> DATA TO USE
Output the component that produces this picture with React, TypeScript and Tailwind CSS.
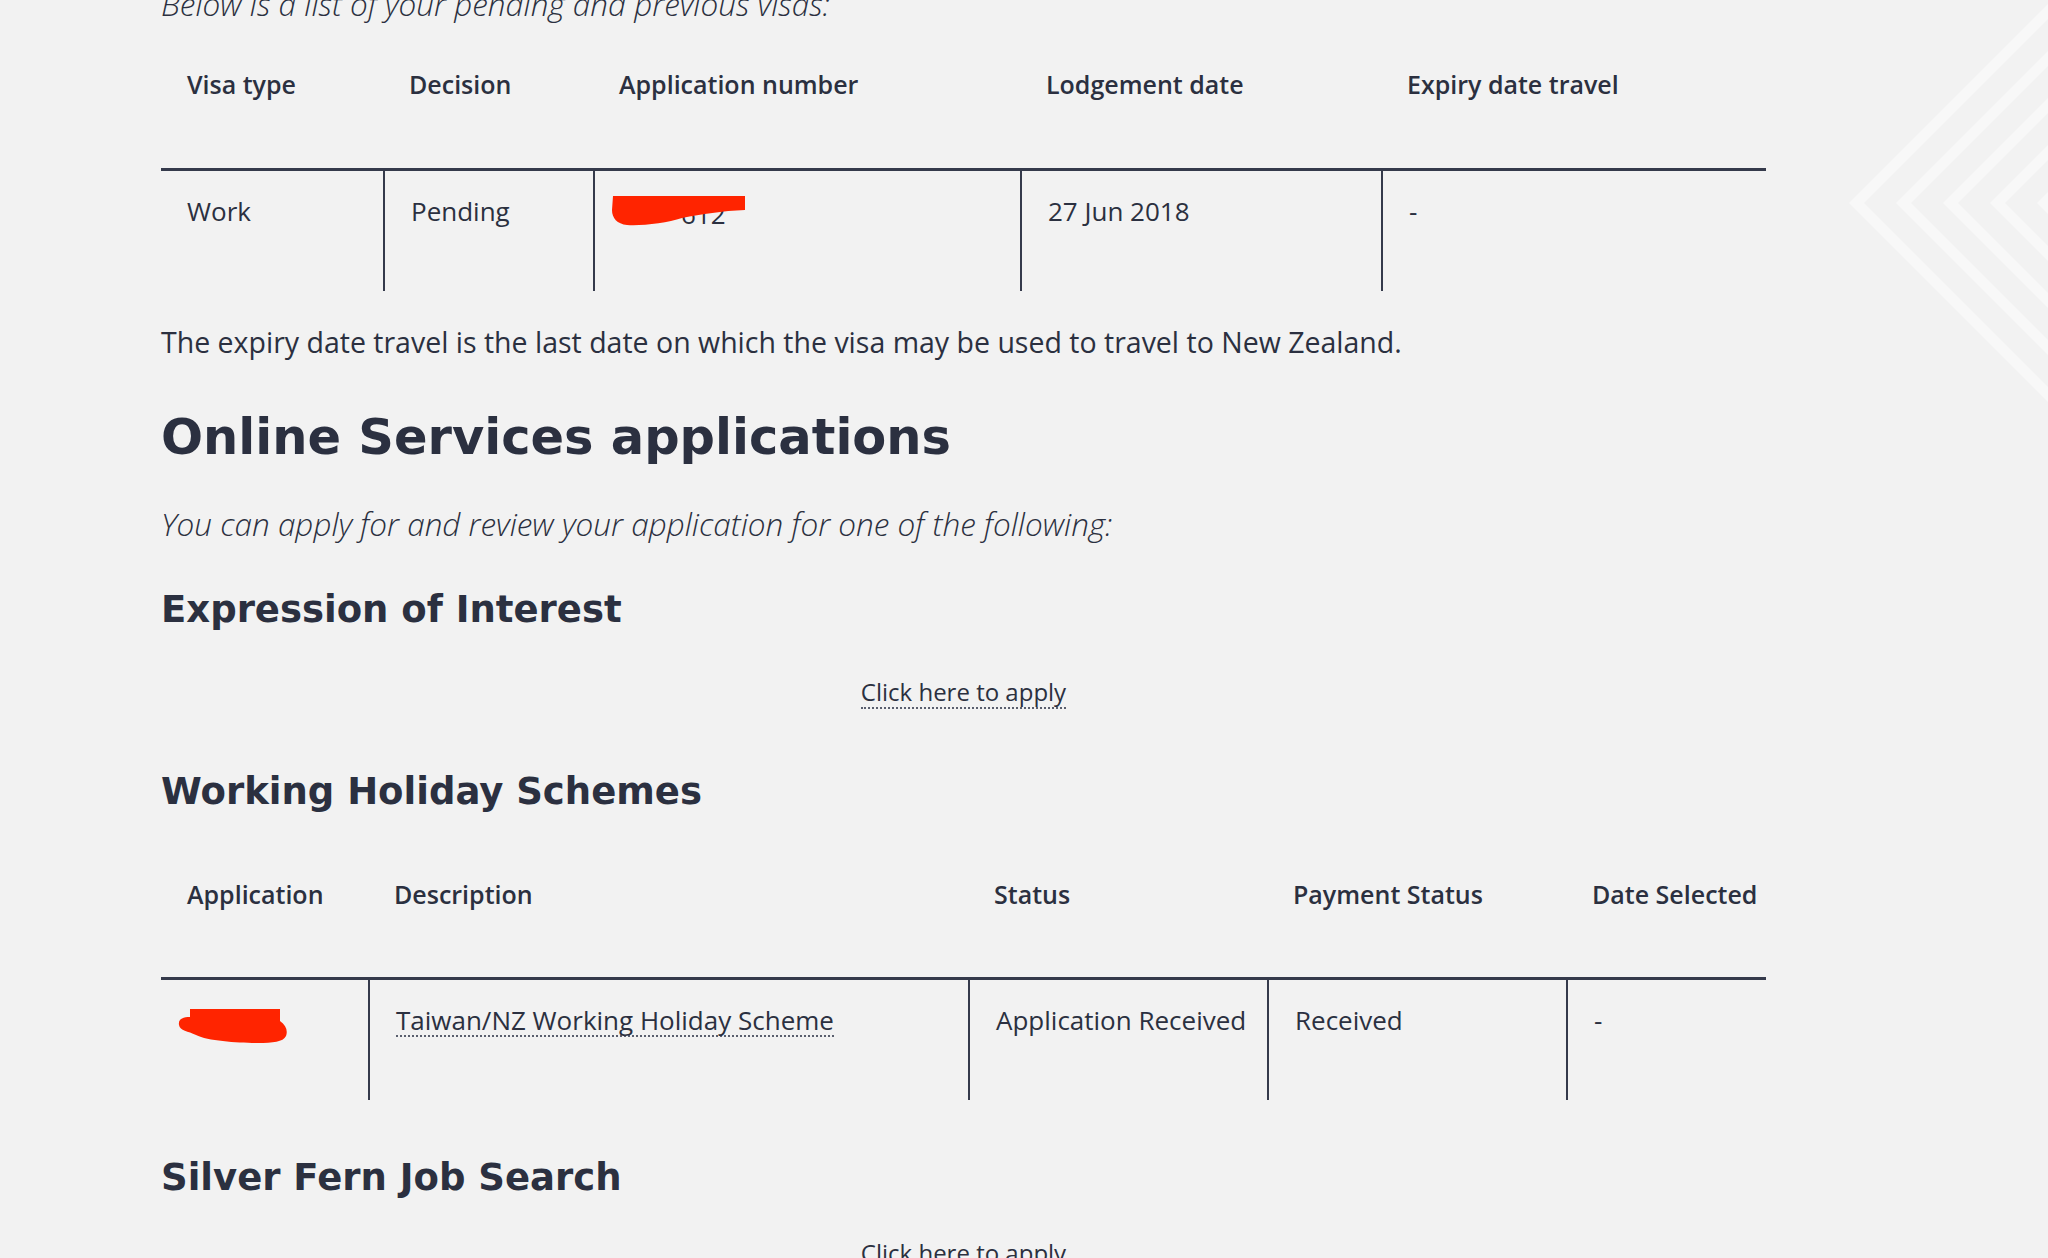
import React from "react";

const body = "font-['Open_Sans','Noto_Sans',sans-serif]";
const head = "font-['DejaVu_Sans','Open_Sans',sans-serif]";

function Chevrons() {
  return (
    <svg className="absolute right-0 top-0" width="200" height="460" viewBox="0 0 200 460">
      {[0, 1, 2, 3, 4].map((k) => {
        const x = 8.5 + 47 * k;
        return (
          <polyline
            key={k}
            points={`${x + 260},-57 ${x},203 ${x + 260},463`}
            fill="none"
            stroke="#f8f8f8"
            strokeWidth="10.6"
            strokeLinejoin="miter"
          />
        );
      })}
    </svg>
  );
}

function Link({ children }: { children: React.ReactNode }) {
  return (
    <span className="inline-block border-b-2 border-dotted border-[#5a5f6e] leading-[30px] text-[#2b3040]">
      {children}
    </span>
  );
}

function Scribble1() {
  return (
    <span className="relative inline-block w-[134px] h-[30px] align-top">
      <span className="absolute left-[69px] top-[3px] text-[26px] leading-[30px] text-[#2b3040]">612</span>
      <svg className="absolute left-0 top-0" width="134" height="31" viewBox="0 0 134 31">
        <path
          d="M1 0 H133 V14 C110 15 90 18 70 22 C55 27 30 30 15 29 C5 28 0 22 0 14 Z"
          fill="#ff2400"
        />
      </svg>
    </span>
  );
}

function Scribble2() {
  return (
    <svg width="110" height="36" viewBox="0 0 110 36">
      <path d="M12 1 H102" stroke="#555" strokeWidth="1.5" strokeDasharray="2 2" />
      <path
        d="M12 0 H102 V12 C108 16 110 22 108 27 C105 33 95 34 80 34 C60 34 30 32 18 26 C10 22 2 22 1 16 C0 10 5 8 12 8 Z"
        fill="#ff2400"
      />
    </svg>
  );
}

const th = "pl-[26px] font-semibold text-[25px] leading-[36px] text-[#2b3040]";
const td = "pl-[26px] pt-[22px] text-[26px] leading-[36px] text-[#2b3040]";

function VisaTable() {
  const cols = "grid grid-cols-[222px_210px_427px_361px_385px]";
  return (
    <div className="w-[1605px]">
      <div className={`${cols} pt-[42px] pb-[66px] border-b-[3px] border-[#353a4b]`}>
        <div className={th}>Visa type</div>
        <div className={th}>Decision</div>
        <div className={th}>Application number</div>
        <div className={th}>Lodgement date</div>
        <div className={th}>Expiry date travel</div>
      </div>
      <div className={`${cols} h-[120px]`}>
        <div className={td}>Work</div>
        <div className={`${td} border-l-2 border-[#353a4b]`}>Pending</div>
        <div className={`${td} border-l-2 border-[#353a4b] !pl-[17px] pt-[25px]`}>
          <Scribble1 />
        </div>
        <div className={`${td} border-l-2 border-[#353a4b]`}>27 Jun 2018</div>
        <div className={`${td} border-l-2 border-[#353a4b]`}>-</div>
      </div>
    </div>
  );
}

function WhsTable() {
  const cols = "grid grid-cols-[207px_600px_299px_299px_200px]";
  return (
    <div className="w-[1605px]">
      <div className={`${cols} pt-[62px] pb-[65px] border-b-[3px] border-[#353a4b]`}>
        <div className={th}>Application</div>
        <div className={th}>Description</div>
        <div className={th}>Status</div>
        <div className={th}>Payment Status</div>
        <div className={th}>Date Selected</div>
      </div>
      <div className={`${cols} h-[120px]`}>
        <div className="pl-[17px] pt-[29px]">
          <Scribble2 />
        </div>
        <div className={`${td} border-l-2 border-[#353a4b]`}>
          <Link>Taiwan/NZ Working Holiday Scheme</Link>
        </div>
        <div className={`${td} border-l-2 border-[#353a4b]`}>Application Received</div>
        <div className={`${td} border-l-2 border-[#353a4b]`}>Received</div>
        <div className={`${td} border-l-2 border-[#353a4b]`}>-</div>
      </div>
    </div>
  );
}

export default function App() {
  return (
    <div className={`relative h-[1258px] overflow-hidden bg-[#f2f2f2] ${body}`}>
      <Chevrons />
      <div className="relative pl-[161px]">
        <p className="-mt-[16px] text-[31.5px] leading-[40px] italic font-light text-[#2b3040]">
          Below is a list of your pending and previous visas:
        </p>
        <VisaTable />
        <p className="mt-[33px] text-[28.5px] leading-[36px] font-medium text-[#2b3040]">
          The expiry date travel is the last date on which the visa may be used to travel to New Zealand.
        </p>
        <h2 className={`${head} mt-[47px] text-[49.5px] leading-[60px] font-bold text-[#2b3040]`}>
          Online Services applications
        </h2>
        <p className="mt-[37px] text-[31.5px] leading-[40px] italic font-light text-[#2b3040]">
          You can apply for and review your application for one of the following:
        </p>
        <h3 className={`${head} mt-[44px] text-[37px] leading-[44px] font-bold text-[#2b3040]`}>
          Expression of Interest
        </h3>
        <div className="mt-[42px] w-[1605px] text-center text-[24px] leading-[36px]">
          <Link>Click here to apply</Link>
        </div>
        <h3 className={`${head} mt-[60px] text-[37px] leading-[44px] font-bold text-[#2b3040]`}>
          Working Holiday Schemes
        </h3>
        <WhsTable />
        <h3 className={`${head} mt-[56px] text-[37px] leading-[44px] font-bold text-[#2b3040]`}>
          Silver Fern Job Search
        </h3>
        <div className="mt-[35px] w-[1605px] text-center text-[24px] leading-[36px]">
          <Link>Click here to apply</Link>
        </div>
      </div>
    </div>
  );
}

...

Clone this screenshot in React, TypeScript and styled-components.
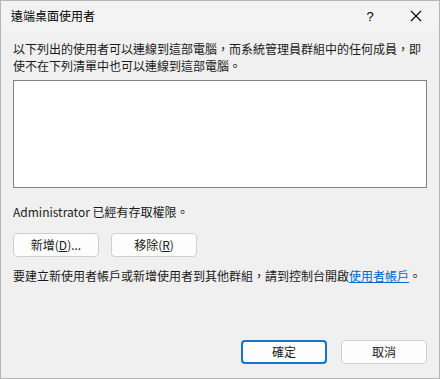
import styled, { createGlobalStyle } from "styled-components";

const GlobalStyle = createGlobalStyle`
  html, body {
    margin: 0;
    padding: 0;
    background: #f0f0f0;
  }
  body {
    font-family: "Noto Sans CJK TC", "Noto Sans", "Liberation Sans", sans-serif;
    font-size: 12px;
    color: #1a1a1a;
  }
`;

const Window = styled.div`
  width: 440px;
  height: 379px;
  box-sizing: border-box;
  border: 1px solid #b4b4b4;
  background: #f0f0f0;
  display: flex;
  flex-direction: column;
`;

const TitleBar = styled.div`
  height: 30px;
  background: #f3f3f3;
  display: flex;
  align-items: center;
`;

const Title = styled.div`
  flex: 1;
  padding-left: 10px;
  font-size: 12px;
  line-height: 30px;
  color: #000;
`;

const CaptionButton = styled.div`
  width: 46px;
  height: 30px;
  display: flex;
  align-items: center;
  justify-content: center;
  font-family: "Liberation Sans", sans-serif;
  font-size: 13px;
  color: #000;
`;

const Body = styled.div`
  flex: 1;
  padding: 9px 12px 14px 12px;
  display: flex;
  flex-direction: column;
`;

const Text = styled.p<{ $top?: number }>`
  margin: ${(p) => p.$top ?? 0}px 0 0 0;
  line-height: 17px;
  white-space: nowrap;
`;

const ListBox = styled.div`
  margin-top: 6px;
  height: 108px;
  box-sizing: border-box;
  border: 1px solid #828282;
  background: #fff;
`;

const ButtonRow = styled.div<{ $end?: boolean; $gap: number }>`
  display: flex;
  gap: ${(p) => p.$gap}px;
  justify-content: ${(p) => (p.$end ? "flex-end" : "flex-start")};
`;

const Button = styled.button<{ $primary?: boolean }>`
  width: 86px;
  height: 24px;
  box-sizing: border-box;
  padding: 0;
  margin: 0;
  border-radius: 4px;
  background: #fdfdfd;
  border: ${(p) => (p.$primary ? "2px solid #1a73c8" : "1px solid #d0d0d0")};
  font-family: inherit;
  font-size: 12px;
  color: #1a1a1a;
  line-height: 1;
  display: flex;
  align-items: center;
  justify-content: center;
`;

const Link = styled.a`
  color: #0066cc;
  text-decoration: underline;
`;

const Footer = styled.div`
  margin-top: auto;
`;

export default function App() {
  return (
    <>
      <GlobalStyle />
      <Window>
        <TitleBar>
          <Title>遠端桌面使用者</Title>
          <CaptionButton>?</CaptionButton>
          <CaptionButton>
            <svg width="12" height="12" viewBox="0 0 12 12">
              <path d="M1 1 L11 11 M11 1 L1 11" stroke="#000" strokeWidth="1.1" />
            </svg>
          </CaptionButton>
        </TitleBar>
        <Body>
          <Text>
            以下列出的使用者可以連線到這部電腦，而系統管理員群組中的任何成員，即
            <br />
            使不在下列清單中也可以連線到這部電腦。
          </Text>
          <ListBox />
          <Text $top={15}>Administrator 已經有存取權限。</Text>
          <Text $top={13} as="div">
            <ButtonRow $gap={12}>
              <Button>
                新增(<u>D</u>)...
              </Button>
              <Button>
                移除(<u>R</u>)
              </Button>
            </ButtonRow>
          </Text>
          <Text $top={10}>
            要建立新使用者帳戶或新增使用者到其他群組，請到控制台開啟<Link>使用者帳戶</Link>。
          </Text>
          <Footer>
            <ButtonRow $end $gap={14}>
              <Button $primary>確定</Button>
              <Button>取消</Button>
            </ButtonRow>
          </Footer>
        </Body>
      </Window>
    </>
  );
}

---

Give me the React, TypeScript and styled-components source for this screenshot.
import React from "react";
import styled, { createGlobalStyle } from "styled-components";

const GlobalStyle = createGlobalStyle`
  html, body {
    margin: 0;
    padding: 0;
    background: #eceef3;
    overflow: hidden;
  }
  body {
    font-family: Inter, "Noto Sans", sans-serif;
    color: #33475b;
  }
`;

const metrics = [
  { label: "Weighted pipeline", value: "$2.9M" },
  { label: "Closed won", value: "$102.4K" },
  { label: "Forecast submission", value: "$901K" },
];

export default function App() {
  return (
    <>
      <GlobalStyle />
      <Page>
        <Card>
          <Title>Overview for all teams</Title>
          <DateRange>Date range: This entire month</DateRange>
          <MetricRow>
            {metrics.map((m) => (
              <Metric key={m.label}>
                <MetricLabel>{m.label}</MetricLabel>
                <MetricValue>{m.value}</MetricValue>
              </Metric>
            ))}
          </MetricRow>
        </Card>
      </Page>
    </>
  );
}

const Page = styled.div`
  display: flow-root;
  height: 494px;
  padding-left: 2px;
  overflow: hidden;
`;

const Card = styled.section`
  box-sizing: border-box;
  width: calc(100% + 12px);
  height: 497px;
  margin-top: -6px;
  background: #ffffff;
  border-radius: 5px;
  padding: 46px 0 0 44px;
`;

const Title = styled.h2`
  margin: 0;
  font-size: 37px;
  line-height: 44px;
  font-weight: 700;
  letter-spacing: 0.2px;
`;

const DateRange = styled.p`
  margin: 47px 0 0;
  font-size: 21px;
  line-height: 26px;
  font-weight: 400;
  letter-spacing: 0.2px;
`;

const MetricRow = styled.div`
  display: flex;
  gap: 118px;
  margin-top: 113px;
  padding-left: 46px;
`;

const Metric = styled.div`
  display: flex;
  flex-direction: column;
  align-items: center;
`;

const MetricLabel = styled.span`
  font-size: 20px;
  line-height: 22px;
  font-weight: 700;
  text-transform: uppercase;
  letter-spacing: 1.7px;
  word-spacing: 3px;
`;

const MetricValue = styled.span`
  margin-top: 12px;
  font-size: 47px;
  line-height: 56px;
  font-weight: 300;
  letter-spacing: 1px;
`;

> WORK TO BE COMPLETED
Going through the records above, state how many lines carry "screenshot", with no other text.

> RIGHT ANSWER
2